The command and control in theatreisation too needs to be fixed. For example IAF heads the ADC, is responsible for a two-front war but would have air assets distributed in various Theatre Commands. Besides, who will the Theatre Commanders report to with CDS having no operational role? Will they report to the Prime Minister, Defence Minister or will Defence Secretary claim the slot on plea that he is charged with the defence of India?

Many strategists and military thinkers in India have opined that only an Act of Parliament (like the Goldwater-Nichols Act of the US) can bring about required transformation in for Armed Forces. Will the CCS have the inclination to undertake such an exercise through a committee in time-bound manner?

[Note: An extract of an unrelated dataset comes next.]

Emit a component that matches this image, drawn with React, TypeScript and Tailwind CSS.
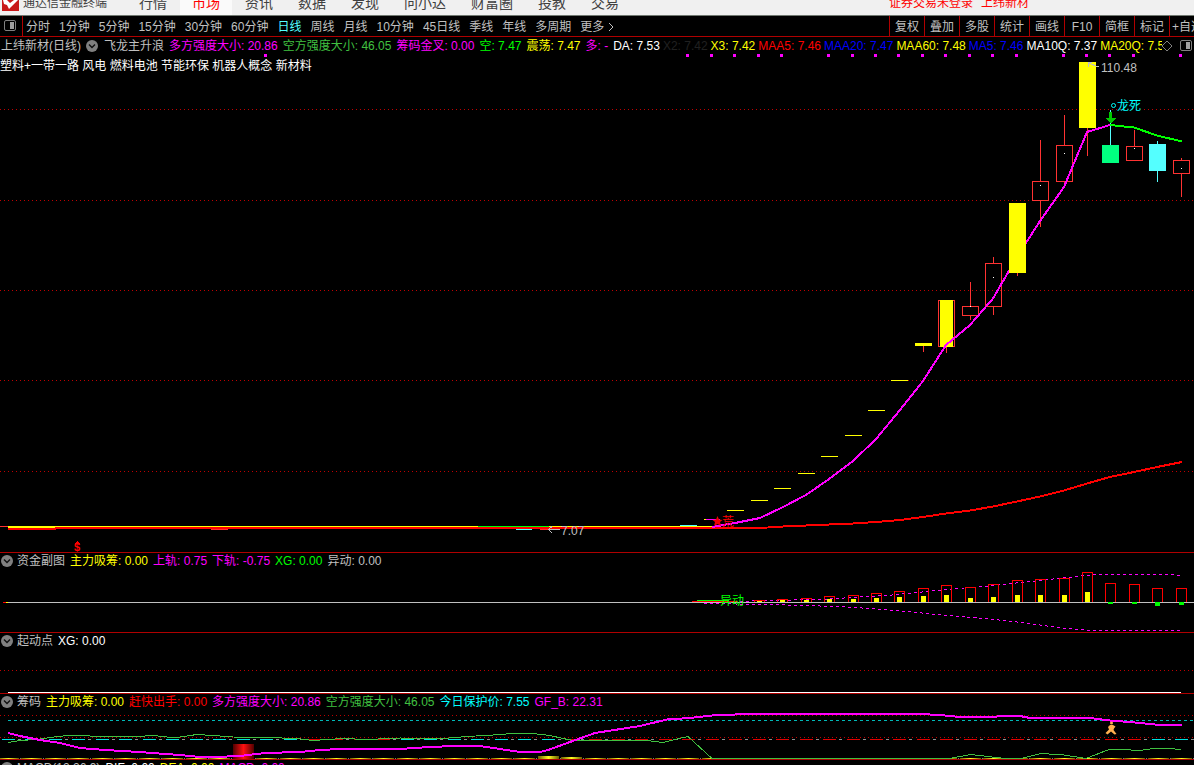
import React from "react";

type Metric = { label: string; tone: string };

const navItems = ["行情", "市场", "资讯", "数据", "发现", "问小达", "财富圈", "投教", "交易"];

const periods = [
  "分时", "1分钟", "5分钟", "15分钟", "30分钟", "60分钟", "日线", "周线",
  "月线", "10分钟", "45日线", "季线", "年线", "多周期",
];

const tools = ["复权", "叠加", "多股", "统计", "画线", "F10", "简框", "标记"];

const signalMetrics: Metric[] = [
  { label: "飞龙主升浪", tone: "text-[#c0c0c0]" },
  { label: "多方强度大小: 20.86", tone: "text-[#ff00ff]" },
  { label: "空方强度大小: 46.05", tone: "text-[#40c040]" },
  { label: "筹码金叉: 0.00", tone: "text-[#ff00ff]" },
  { label: "空: 7.47", tone: "text-[#00ff00]" },
  { label: "震荡: 7.47", tone: "text-[#ffff00]" },
  { label: "多: -", tone: "text-[#ff00ff]" },
];

const averageMetrics: Metric[] = [
  { label: "DA: 7.53", tone: "text-white" },
  { label: "X2: 7.42", tone: "text-[#202020]" },
  { label: "X3: 7.42", tone: "text-[#ffff00]" },
  { label: "MAA5: 7.46", tone: "text-[#ff0000]" },
  { label: "MAA20: 7.47", tone: "text-[#0000ff]" },
  { label: "MAA60: 7.48", tone: "text-[#ffff00]" },
  { label: "MA5: 7.46", tone: "text-[#0000ff]" },
  { label: "MA10Q: 7.37", tone: "text-white" },
  { label: "MA20Q: 7.54", tone: "text-[#ffff00]" },
];

const fundMetrics: Metric[] = [
  { label: "资金副图", tone: "text-[#c0c0c0]" },
  { label: "主力吸筹: 0.00", tone: "text-[#ffff00]" },
  { label: "上轨: 0.75", tone: "text-[#ff00ff]" },
  { label: "下轨: -0.75", tone: "text-[#ff00ff]" },
  { label: "XG: 0.00", tone: "text-[#00ff00]" },
  { label: "异动: 0.00", tone: "text-[#c0c0c0]" },
];

const startMetrics: Metric[] = [
  { label: "起动点", tone: "text-[#c0c0c0]" },
  { label: "XG: 0.00", tone: "text-white" },
];

const chipMetrics: Metric[] = [
  { label: "筹码", tone: "text-[#c0c0c0]" },
  { label: "主力吸筹: 0.00", tone: "text-[#ffff00]" },
  { label: "赶快出手: 0.00", tone: "text-[#ff0000]" },
  { label: "多方强度大小: 20.86", tone: "text-[#ff00ff]" },
  { label: "空方强度大小: 46.05", tone: "text-[#40c040]" },
  { label: "今日保护价: 7.55", tone: "text-[#00ffff]" },
  { label: "GF_B: 22.31", tone: "text-[#ff00ff]" },
];

const macdMetrics: Metric[] = [
  { label: "MACD(12,26,9)", tone: "text-[#c0c0c0]" },
  { label: "DIF: 0.00", tone: "text-white" },
  { label: "DEA: 0.00", tone: "text-[#ffff00]" },
  { label: "MACD: 0.00", tone: "text-[#ff00ff]" },
];

const signalDots = [
  265, 687, 711, 734, 758, 781, 828, 852, 875, 898, 922, 945, 969, 992, 1016, 1063, 1086, 1109, 1133, 1180,
];

const limitUps = [
  [735, 510], [759, 500], [782, 488], [806, 473], [829, 456], [853, 435], [876, 410], [899, 380],
];

// x centre, body top, body bottom, high, low, close dot
const hollowCandles = [
  [970, 306, 315, 282, 320, 306],
  [993, 263, 306, 257, 315, 277],
  [1040, 181, 200, 140, 227, 185],
  [1064, 145, 181, 115, 186, 153],
  [1134, 146, 160, 130, 160, 148],
  [1181, 160, 173, 158, 197, 168],
];

// x centre, outline top, inner bar top
const fundBars = [
  [759, 600, 601], [782, 599, 600], [806, 598, 600], [829, 596, 599], [853, 595, 599],
  [876, 593, 598], [899, 591, 597], [923, 588, 596], [946, 585, 595], [970, 587, 598],
  [993, 584, 597], [1017, 580, 595], [1040, 579, 595], [1064, 578, 595], [1087, 572, 592],
  [1110, 583, 602], [1134, 584, 602], [1157, 588, 602], [1181, 588, 602],
];

const fundDrops = [[1110, 2], [1134, 2], [1157, 4], [1181, 3]];

const barCentres = Array.from({ length: 51 }, (_, i) => Math.round(8 + i * 23.46));

function ChevronBadge() {
  return (
    <button type="button" aria-label="指标菜单" className="mr-px size-3 shrink-0">
      <svg viewBox="0 0 12 12" className="size-3">
        <circle cx="6" cy="6" r="6" fill="#808080" />
        <path d="M3 4.6 6 7.6 9 4.6" fill="none" stroke="#101010" strokeWidth="1.4" />
      </svg>
    </button>
  );
}

function SplitIcon() {
  return (
    <svg viewBox="0 0 12 12" className="size-3 shrink-0">
      <rect x="0.5" y="0.5" width="11" height="10" rx="1.5" fill="none" stroke="#808080" />
      <rect x="6" y="2" width="4" height="7" fill="#a0a0a0" />
    </svg>
  );
}

function Metrics({ items }: { items: Metric[] }) {
  return (
    <>
      {items.map((m) => (
        <span key={m.label} className={m.tone}>
          {m.label}
        </span>
      ))}
    </>
  );
}

function PanelHeader({ items }: { items: Metric[] }) {
  return (
    <header className="flex h-[17px] items-center gap-[3px] pb-px pl-px">
      <ChevronBadge />
      <div className="flex gap-[5px] whitespace-nowrap">
        <Metrics items={items} />
      </div>
    </header>
  );
}

function DottedLine({ y }: { y: number }) {
  return <path d={`M0 ${y}.5H1194`} stroke="#c00000" strokeDasharray="1 3" />;
}

function MainChart() {
  return (
    <svg
      viewBox="0 54 1194 498"
      preserveAspectRatio="none"
      shapeRendering="crispEdges"
      className="block h-[498px] w-full"
      fill="none"
    >
      {[109, 200, 290, 380, 471].map((y) => (
        <DottedLine key={y} y={y} />
      ))}
      {signalDots.map((x) => (
        <rect key={x} x={x - 1} y="54" width="3" height="3" fill="#ff00ff" />
      ))}

      <path d="M0 526.5H8" stroke="#ff3232" />
      <rect x="8" y="526" width="704" height="1" fill="#ffff00" />
      <rect x="478" y="526" width="71" height="1" fill="#00ff00" />
      <rect x="211" y="529" width="17" height="1" fill="#ff3232" />
      <rect x="516" y="529" width="16" height="1" fill="#54ffff" />
      <rect x="540" y="529" width="9" height="1" fill="#ff3232" />
      <rect x="680" y="525" width="17" height="1" fill="#54ffff" />
      <rect x="704" y="519" width="16" height="1" fill="#ff00ff" />
      <rect x="704" y="519" width="2" height="1" fill="#ffff00" />

      {limitUps.map(([x, y]) => (
        <rect key={x} x={x - 8} y={y} width="17" height="1" fill="#ffff00" />
      ))}

      {hollowCandles.map(([x, top, bottom, high, low, dot]) => (
        <g key={x}>
          <path d={`M${x}.5 ${high}V${top}M${x}.5 ${bottom}V${low}`} stroke="#ff3232" />
          <rect x={x - 7.5} y={top + 0.5} width="16" height={bottom - top} stroke="#ff3232" />
          <rect x={x} y={dot} width="1" height="1" fill="#ffffff" />
        </g>
      ))}

      <path d="M923.5 346V352M946.5 346V353M1017.5 273V276M1087.5 128V156" stroke="#ff3232" />
      <rect x="915" y="343" width="17" height="3" fill="#ffff00" />
      <rect x="938.5" y="300.5" width="16" height="46" stroke="#ff3232" />
      <rect x="940" y="300" width="13" height="47" fill="#ffff00" />
      <path d="M1110.5 110V145M1157.5 141V182" stroke="#54ffff" />
      <rect x="1102" y="145" width="17" height="18" fill="#00ff80" />
      <rect x="1149" y="144" width="17" height="27" fill="#54ffff" />

      <path
        d="M8 528H760L783 526.5 829 524.5 853 523.5 876 522 900 520 923 517 946 513.5 970 510.5 993 506.5 1017 501.5 1040 496.5 1064 490.5 1087 483.5 1110 477 1134 472 1157 467 1182 462"
        stroke="#ff0000"
        strokeWidth="2"
      />
      <rect x="8" y="527" width="47" height="1" fill="#ffff00" />
      <rect x="8" y="528" width="48" height="2" fill="#ff0000" />
      <path
        d="M712 527 735 523 760 518 782 507.5 806 495 829 479 853 461 876 439 900 410 923 381 946 345 970 325 993 298.5 1017 257 1040 221 1064 187 1087 132 1110 125"
        stroke="#ff00ff"
        strokeWidth="2"
      />
      <path d="M1110 125 1134 127.5 1157 135.5 1182 141.5" stroke="#00ff00" strokeWidth="2" />
      <rect x="1009" y="203" width="17" height="70" fill="#ffff00" />
      <rect x="1079" y="62" width="17" height="66" fill="#ffff00" />

      <rect x="1109" y="112" width="3" height="7" fill="#00c800" />
      <path d="M1106 118H1116L1111 124Z" fill="#00c800" />
      <circle cx="1113.5" cy="105.5" r="2" stroke="#00ffff" shapeRendering="auto" />
      <text x="1117" y="110" fill="#00ffff" fontSize="12">龙死</text>

      <path d="M1099 67 1088 63M1088 67V62H1092" stroke="#c0c0c0" />
      <text x="1101" y="72" fill="#c0c0c0" fontSize="12">110.48</text>
      <path d="M560 529.5H548M552 526.5 548.5 529.5 552 533" stroke="#c0c0c0" />
      <text x="561" y="535" fill="#c0c0c0" fontSize="12">7.07</text>

      <path
        d="M717.5 516 719 519.5 722.5 520 720 522 721 526 717.5 524 714 526 715 522 712.5 520 716 519.5Z"
        fill="#f00000"
        shapeRendering="auto"
      />
      <text x="722" y="526" fill="#ff0000" fontSize="12">荒</text>

      <path d="M75 543.5 77.5 540.5 80 543.5Z" fill="#ff0000" />
      <text x="74" y="551" fill="#ff0000" fontSize="11" fontWeight="bold">$</text>
    </svg>
  );
}

function FundChart() {
  return (
    <svg
      viewBox="0 570 1194 62"
      preserveAspectRatio="none"
      shapeRendering="crispEdges"
      className="block h-[62px] w-full"
      fill="none"
    >
      <g stroke="#ff00ff" strokeDasharray="3 3">
        <path d="M704 602.5 767 600.5 817 599.5 837 598.5 867 596.5 887 595.5 917 592.5 937 590.5 957 588.5 984 586.5 1011 583.5 1031 581.5 1057 578.5 1077 576.5 1094 574.5H1167L1182 575.5" />
        <path d="M704 603.5 767 604.5 837 606.5 870 608.5 917 612.5 935 614.5 985 618.5 1030 623.5 1057 627.5 1077 629.5 1090 630.5H1182" />
      </g>
      {fundBars.map(([x, top, inner]) => (
        <g key={x}>
          <path d={`M${x - 4.5} 602V${top + 0.5}H${x + 5.5}V602`} stroke="#ff0000" />
          {inner < 602 && <rect x={x - 2} y={inner} width="5" height={602 - inner} fill="#ffff00" />}
        </g>
      ))}
      <rect x="692" y="601" width="46" height="2" fill="#ff0000" />
      <rect x="697" y="600" width="32" height="1" fill="#00ff00" />
      <rect x="8" y="602" width="1186" height="1" fill="#c0c0c0" />
      <rect x="3" y="602" width="3" height="1" fill="#ff0000" />
      <rect x="6" y="602" width="2" height="1" fill="#ffff00" />
      {fundDrops.map(([x, h]) => (
        <rect key={x} x={x - 2} y="602" width="5" height={h} fill="#00ff00" />
      ))}
      <text x="720" y="605" fill="#00ff00" fontSize="12">异动</text>
    </svg>
  );
}

function StartChart() {
  return (
    <svg
      viewBox="0 650 1194 43"
      preserveAspectRatio="none"
      shapeRendering="crispEdges"
      className="block h-[43px] w-full"
      fill="none"
    >
      <DottedLine y={670} />
      <rect x="8" y="692" width="1173" height="1" fill="#ffffff" />
    </svg>
  );
}

function phaseColour(x: number) {
  if (x < 300 || (x > 385 && x < 557) || x > 1148) return "#00e0e0";
  return "#e00000";
}

function ChipChart() {
  return (
    <svg
      viewBox="0 711 1194 48"
      preserveAspectRatio="none"
      shapeRendering="crispEdges"
      className="block h-[48px] w-full"
      fill="none"
    >
      <defs>
        <linearGradient id="heat">
          <stop offset="0" stopColor="#500000" />
          <stop offset="0.5" stopColor="#ff1010" />
          <stop offset="1" stopColor="#500000" />
        </linearGradient>
        <linearGradient id="gold">
          <stop offset="0" stopColor="#6a6000" />
          <stop offset="0.5" stopColor="#ffff20" />
          <stop offset="1" stopColor="#6a6000" />
        </linearGradient>
      </defs>
      <DottedLine y={715} />
      <DottedLine y={737} />
      <path d="M8 720.5H1194" stroke="#00b8b8" strokeDasharray="3 3" />
      {barCentres.map((x) => (
        <g key={x}>
          <rect x={x - 6} y="739" width="13" height="1" fill={phaseColour(x)} />
          <rect x={x + 10} y="739" width="3" height="1" fill="#909090" />
          <rect x={x - 10} y="758" width="21" height="1" fill="url(#gold)" />
          <rect x={x + 12} y="758" width="1" height="1" fill="#808080" />
        </g>
      ))}
      <rect x="233" y="744" width="21" height="15" fill="url(#heat)" />
      <rect x="538" y="756" width="21" height="3" fill="url(#gold)" />
      <rect x="561" y="757" width="21" height="2" fill="url(#gold)" />
      <path
        d="M8 742.5 20 740.5 37 739.5 50 737.5 68 735.5 90 736 100 736.5 137 736.5 153 735.5 167 737 180 737 197 734.5 213 735.5 233 737 267 737.5 297 738.5 313 740.5 343 738.5 367 739.5 400 738 443 738.5 467 736.5 493 735 513 733.5 533 733.5 550 735.5 563 738.5 573 740.5 647 740.5 663 742.5 677 739 688 736.5 712 758.5H949L971 754.5 1005 758.5H1021L1041 753.5 1064 755 1086 758.5 1109 749.5 1122 749.5 1140 750.5 1154 748.5 1169 748.5 1181 749.5"
        stroke="#40c040"
      />
      <path
        d="M8 733 20 736 40 740 60 743 80 748 105 750 140 752 165 754 180 755 200 757 215 757 240 756 265 753 300 752 320 750 340 749 400 749 430 747 455 746 480 746 500 749 520 752 540 752 548 750 570 742 595 733 640 726 667 719.5 690 718 712 715.5 735 714.5 760 714 923 714 945 715.5 960 717 990 717 1005 716 1020 716 1030 718 1090 718 1110 720.5 1130 722 1160 725 1182 725"
        stroke="#ff00ff"
        strokeWidth="2"
      />
      <g fill="#ffb050" shapeRendering="auto">
        <circle cx="1111.5" cy="723" r="1.5" />
        <path d="M1110 725H1113L1115.500 726.500 1114 728.500 1113.500 730 1116.500 734 1114.500 734.500 1111 731.500 1107.500 734.500 1105.500 733 1109 729.500 1108 727Z" />
      </g>
    </svg>
  );
}

export default function App() {
  return (
    <div className="flex h-screen flex-col overflow-hidden bg-black font-['Liberation_Sans','Noto_Sans_CJK_SC',sans-serif] text-[12px] leading-4 text-[#c0c0c0]">
      <header className="flex h-4 shrink-0 overflow-hidden border-b border-[#707870] bg-[#f0f0f0] whitespace-nowrap text-[#404040]">
        <div className="flex w-[127px] shrink-0 gap-1 pl-0.5">
          <svg viewBox="0 0 17 11" className="h-[11px] w-[17px]">
            <rect width="17" height="11" fill="#c81818" />
            <path d="M1 0H5L8 3 12 0H16L9 7 7 9 5 5 2 4Z" fill="#ffffff" />
          </svg>
          <h1 className="leading-[7px]">通达信金融终端</h1>
        </div>
        <nav className="flex gap-px text-[14px] leading-[7px]">
          {navItems.map((item) => (
            <a
              key={item}
              href="#"
              className={item === "市场" ? "bg-[#fafafa] px-3 text-[#ff0000]" : "px-3"}
            >
              {item}
            </a>
          ))}
        </nav>
        <div className="ml-auto flex gap-2 pr-[165px] leading-[7px] text-[#ff0000]">
          <span>证券交易未登录</span>
          <span>上纬新材</span>
        </div>
      </header>

      <div className="flex h-[21px] shrink-0 items-stretch overflow-hidden border-b border-[#b00000] whitespace-nowrap">
        <button type="button" aria-label="切换侧栏" className="flex w-[23px] shrink-0 items-center border-r border-[#b00000] pl-1">
          <SplitIcon />
        </button>
        <div className="flex items-center gap-[9px] pt-px pl-[3px]">
          {periods.map((p) => (
            <button key={p} type="button" className={p === "日线" ? "text-[#54ffff]" : ""}>
              {p}
            </button>
          ))}
          <button type="button" className="flex items-center gap-1">
            更多
            <svg viewBox="0 0 6 10" className="h-2.5 w-1.5">
              <path d="M1 1 5 5 1 9" fill="none" stroke="#c0c0c0" />
            </svg>
          </button>
        </div>
        <div className="ml-auto flex shrink-0">
          {tools.map((t) => (
            <button key={t} type="button" className="w-[35px] border-l border-[#b00000] pt-px">
              {t}
            </button>
          ))}
          <button type="button" className="w-[25px] overflow-hidden border-l border-[#b00000] pt-px pl-0.5 text-left">
            +自选
          </button>
        </div>
      </div>

      <section className="relative shrink-0">
        <header className="flex h-[17px] items-center gap-[5px] pr-0.5 pl-px">
          <div className="flex min-w-0 flex-1 items-center gap-[5px] overflow-hidden whitespace-nowrap">
            <span>上纬新材(日线)</span>
            <ChevronBadge />
            <Metrics items={signalMetrics} />
            <div className="flex gap-[3px]">
              <Metrics items={averageMetrics} />
            </div>
          </div>
          <div className="-ml-1.5 flex shrink-0 items-center gap-[7px]">
            <svg viewBox="0 0 12 12" className="size-3">
              <path d="M6 1 11 6 6 11 1 6Z" fill="none" stroke="#808080" />
            </svg>
            <SplitIcon />
          </div>
        </header>
        <MainChart />
        <p className="absolute top-[21px] left-0 text-white">
          塑料+一带一路 风电 燃料电池 节能环保 机器人概念 新材料
        </p>
      </section>

      <section className="shrink-0 border-t border-[#b00000]">
        <PanelHeader items={fundMetrics} />
        <FundChart />
      </section>

      <section className="shrink-0 border-t border-[#b00000]">
        <PanelHeader items={startMetrics} />
        <StartChart />
      </section>

      <section className="shrink-0 border-t border-[#b00000]">
        <PanelHeader items={chipMetrics} />
        <ChipChart />
      </section>

      <section className="shrink-0 border-t border-[#b00000]">
        <PanelHeader items={macdMetrics} />
      </section>
    </div>
  );
}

Can the National Security Council (NSC) or the DMA be tasked to work out a Draft Act of Parliament for Military Transformation?Will this not be better for transformation to be implements smoothly rather than hurrying up in the present manner?Establishment of integrated theatre commands must be done in deliberate fashion over a period of time taking into account that the transformation period does not put us at disadvantage if war is thrust upon us during the changeover.